— Start of Data segment —

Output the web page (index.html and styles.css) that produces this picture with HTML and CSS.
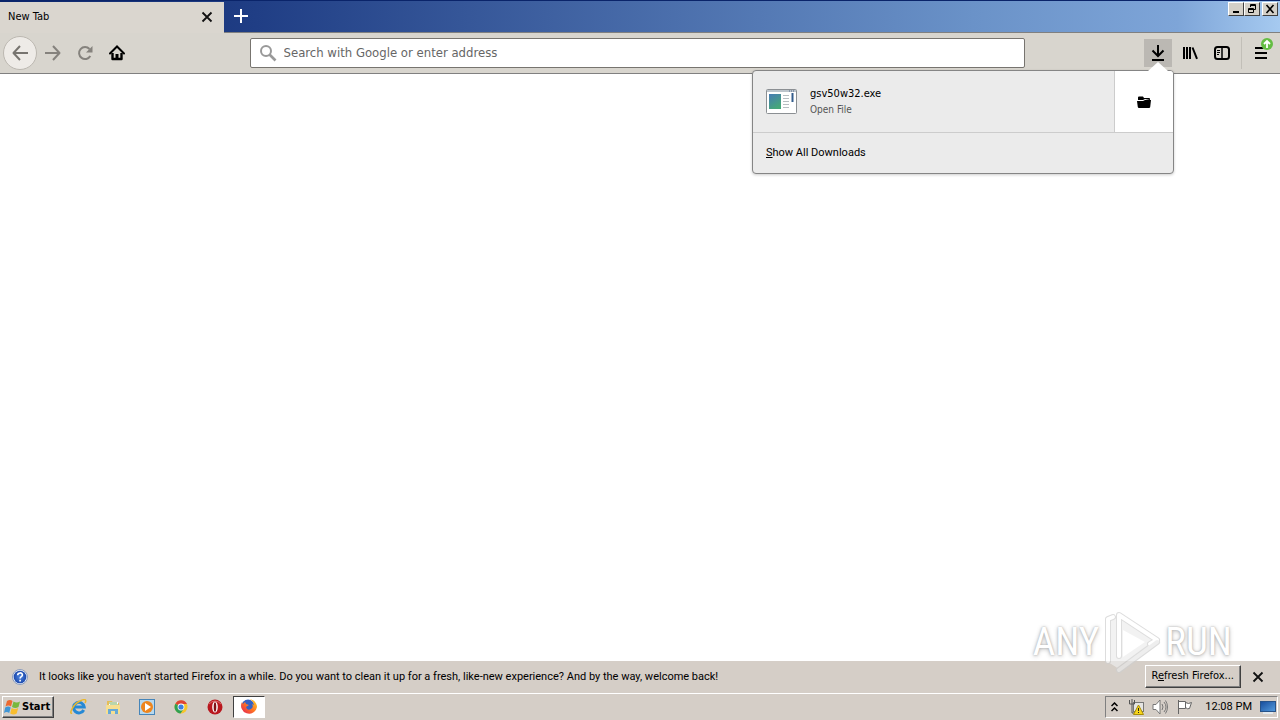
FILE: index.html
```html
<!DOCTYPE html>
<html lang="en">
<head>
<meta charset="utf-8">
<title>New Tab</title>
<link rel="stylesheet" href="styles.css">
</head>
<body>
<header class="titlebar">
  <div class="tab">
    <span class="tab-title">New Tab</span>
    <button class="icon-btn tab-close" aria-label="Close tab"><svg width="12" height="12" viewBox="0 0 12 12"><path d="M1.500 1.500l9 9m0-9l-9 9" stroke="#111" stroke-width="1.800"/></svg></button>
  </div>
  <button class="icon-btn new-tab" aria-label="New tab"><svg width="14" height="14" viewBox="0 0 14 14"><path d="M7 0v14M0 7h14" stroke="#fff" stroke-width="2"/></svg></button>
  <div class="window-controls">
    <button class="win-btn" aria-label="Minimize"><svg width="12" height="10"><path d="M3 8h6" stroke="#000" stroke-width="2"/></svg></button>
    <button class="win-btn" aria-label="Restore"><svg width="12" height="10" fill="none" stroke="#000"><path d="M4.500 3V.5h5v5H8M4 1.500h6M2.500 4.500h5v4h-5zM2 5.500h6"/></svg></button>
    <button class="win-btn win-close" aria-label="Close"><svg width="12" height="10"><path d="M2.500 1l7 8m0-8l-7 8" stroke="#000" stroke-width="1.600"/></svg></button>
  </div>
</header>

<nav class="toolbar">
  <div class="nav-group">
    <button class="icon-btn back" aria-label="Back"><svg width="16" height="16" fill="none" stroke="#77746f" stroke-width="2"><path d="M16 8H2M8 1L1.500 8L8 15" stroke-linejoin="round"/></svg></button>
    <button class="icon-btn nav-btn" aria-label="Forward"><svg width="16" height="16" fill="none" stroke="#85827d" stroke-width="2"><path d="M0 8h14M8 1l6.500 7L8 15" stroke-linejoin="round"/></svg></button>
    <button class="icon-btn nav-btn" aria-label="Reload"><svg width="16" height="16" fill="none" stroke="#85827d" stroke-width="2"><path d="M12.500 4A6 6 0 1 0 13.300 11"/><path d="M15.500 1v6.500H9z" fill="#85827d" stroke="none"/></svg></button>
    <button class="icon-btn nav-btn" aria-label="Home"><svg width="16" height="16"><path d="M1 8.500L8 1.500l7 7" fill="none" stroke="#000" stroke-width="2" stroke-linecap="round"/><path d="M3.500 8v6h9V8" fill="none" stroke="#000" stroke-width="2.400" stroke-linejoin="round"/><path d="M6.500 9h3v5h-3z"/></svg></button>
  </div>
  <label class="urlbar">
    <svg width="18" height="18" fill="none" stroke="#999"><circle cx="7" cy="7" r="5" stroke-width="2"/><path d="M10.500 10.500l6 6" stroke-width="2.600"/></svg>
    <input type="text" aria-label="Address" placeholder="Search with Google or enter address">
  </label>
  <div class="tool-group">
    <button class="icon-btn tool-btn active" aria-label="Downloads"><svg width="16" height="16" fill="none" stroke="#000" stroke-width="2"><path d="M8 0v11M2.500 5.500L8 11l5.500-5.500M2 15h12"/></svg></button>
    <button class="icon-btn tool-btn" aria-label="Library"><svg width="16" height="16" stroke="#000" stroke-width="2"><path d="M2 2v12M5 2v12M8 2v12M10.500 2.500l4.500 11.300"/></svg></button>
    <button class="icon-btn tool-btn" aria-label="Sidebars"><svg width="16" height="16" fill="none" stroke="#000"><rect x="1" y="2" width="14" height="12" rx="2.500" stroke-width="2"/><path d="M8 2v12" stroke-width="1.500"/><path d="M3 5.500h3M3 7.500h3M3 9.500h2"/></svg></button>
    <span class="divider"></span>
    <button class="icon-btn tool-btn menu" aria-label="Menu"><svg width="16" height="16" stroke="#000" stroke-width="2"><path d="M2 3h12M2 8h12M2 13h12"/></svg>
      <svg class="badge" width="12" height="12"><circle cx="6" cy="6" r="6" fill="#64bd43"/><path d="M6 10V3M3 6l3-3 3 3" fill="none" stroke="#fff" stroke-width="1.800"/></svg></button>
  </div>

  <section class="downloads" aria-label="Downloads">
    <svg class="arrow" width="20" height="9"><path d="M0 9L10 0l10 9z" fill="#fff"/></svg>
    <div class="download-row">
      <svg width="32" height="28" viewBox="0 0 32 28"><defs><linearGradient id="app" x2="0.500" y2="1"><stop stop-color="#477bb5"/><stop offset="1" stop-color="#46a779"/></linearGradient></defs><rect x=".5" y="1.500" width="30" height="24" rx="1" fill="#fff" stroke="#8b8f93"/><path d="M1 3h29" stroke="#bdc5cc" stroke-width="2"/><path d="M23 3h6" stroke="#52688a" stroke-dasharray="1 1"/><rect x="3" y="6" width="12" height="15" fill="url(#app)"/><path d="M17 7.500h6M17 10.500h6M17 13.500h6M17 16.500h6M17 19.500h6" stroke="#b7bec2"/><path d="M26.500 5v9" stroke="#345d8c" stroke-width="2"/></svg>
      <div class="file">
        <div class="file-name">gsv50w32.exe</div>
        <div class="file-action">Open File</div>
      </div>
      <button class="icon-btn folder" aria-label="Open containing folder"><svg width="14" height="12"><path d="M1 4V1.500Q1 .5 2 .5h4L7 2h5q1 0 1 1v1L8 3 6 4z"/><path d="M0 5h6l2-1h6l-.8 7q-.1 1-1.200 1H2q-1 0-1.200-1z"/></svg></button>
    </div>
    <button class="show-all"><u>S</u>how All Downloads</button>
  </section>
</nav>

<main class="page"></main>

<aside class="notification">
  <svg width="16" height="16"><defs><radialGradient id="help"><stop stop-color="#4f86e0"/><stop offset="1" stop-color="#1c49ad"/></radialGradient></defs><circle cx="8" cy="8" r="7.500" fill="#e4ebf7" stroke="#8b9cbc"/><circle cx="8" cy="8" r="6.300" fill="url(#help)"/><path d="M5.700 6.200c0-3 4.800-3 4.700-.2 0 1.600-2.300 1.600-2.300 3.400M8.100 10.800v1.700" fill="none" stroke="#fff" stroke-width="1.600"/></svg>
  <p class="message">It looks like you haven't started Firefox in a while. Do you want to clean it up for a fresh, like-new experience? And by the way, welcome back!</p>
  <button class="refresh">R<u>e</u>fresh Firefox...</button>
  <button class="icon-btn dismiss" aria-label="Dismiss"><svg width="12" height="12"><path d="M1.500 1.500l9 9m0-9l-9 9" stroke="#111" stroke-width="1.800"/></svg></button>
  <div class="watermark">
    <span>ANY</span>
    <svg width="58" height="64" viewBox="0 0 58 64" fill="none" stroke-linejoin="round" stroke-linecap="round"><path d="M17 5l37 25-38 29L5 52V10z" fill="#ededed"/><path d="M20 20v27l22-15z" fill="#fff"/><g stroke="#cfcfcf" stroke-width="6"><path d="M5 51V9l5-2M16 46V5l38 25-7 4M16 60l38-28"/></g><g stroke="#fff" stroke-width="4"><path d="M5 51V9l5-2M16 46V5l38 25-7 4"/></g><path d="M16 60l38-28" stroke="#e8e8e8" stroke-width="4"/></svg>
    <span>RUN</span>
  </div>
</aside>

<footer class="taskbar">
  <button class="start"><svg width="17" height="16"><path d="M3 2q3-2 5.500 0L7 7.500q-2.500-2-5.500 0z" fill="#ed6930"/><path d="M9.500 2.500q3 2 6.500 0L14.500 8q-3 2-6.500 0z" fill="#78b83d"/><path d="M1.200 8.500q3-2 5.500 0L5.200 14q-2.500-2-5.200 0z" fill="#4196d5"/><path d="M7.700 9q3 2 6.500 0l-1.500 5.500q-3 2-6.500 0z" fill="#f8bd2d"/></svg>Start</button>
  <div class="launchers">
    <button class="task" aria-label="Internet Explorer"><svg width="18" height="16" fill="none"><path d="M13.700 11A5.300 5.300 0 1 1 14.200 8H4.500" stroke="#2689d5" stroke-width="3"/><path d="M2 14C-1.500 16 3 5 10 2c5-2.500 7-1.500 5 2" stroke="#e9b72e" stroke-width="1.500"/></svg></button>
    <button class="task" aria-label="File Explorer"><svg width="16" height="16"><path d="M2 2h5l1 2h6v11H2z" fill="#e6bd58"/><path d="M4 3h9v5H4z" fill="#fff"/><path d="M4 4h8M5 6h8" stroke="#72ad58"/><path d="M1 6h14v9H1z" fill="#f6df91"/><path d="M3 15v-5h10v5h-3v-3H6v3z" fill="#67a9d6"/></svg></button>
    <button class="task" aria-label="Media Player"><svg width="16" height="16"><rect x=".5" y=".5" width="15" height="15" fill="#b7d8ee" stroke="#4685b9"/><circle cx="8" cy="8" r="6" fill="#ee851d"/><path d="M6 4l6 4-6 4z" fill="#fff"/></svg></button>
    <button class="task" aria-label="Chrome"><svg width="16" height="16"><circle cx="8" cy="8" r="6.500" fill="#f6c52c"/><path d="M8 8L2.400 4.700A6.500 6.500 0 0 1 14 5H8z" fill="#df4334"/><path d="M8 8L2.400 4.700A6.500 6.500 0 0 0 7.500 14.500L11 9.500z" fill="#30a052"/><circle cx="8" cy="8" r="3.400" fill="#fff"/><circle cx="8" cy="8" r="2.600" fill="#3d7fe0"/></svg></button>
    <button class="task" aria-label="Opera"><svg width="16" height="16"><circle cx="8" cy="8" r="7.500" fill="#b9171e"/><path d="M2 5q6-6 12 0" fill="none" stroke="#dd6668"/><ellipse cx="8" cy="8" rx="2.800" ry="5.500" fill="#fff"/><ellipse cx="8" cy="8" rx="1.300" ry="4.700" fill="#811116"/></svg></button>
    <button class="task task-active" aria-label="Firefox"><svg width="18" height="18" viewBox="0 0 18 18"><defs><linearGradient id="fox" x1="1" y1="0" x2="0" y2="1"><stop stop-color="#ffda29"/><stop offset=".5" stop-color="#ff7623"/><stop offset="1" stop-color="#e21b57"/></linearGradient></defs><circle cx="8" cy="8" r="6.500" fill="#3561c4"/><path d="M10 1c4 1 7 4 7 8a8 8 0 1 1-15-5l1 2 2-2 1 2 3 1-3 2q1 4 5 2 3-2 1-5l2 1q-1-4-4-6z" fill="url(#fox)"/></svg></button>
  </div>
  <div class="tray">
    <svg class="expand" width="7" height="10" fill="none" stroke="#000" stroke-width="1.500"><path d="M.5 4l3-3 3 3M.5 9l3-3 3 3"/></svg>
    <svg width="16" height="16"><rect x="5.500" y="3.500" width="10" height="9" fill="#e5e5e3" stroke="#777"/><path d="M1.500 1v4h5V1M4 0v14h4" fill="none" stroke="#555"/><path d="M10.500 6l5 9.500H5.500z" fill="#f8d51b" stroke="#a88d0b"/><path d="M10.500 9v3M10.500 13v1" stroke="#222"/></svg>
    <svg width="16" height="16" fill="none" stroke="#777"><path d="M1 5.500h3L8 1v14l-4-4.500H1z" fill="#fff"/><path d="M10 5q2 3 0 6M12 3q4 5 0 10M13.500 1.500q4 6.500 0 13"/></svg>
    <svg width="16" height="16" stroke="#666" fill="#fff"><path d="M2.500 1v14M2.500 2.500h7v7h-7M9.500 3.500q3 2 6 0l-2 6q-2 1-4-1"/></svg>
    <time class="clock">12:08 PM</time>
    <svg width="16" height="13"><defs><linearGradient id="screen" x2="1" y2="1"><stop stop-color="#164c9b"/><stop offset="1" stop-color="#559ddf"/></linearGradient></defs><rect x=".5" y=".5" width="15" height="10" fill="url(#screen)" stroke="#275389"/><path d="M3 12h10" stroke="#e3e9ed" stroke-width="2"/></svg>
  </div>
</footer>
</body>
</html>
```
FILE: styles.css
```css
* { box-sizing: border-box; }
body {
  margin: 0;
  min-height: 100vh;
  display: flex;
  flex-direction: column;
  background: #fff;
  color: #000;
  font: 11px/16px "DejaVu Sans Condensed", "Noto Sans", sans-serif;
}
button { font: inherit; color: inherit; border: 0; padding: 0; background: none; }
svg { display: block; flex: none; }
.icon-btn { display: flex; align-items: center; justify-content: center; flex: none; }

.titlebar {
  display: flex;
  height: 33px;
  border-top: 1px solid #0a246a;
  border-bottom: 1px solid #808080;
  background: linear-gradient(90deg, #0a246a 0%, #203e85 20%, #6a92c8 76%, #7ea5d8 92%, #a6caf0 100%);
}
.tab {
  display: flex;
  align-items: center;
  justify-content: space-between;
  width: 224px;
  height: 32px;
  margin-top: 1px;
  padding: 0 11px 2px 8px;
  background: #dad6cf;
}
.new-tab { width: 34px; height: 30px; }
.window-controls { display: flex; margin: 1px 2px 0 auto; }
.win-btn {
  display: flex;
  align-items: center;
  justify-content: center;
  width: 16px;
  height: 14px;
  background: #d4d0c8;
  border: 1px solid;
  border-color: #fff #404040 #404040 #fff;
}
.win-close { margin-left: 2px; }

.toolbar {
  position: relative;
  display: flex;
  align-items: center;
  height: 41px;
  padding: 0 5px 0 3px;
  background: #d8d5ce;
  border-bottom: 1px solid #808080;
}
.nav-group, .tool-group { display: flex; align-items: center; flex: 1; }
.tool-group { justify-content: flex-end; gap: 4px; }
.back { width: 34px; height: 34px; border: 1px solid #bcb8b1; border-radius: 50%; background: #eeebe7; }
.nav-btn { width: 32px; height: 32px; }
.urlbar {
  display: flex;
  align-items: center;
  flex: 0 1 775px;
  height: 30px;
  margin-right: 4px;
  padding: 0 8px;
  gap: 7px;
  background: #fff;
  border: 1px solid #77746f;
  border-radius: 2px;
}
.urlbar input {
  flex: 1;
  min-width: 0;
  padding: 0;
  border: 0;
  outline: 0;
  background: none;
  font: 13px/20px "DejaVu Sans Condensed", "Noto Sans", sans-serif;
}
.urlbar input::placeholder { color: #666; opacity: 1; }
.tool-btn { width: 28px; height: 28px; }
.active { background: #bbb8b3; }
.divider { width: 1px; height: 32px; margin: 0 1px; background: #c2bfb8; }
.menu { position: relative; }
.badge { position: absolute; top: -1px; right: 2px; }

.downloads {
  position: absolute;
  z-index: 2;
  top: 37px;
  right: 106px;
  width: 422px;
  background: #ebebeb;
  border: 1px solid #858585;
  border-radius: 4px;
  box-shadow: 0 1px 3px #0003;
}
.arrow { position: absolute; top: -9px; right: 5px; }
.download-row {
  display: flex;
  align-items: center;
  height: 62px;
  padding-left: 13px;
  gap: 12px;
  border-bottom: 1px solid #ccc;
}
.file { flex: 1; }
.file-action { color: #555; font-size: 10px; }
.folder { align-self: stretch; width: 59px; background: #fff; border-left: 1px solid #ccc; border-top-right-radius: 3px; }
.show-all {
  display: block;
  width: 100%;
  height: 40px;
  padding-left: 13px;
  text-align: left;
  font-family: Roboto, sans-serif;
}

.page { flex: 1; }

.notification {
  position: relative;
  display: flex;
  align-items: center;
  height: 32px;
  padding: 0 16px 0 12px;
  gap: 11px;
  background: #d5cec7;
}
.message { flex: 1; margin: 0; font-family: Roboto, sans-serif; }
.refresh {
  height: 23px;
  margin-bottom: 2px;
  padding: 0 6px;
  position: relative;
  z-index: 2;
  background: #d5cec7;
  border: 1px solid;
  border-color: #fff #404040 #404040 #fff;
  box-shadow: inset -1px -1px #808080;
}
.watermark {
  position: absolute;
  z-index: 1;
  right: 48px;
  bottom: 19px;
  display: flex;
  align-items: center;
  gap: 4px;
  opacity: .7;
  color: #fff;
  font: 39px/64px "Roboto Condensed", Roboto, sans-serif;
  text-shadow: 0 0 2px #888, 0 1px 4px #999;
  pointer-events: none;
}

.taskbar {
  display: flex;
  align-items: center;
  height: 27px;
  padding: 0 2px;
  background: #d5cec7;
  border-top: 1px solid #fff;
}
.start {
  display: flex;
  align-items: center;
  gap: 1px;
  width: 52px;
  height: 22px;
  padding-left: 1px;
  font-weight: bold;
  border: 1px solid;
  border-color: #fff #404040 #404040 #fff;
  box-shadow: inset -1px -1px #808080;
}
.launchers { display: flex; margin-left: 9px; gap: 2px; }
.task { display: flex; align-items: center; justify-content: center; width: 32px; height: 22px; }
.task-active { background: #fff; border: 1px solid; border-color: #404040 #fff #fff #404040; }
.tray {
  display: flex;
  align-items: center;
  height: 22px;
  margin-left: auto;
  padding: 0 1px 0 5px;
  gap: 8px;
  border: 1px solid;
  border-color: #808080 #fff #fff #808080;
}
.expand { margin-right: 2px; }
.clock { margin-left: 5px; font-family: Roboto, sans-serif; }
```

— End of Data segment —

__Task to complete__:
Pick out all lines from the data above in which the word "index" appears.

__Result of the task__:
Output the web page (index.html and styles.css) that produces this picture with HTML and CSS.
FILE: index.html
  z-index: 2;
  z-index: 2;
  z-index: 1;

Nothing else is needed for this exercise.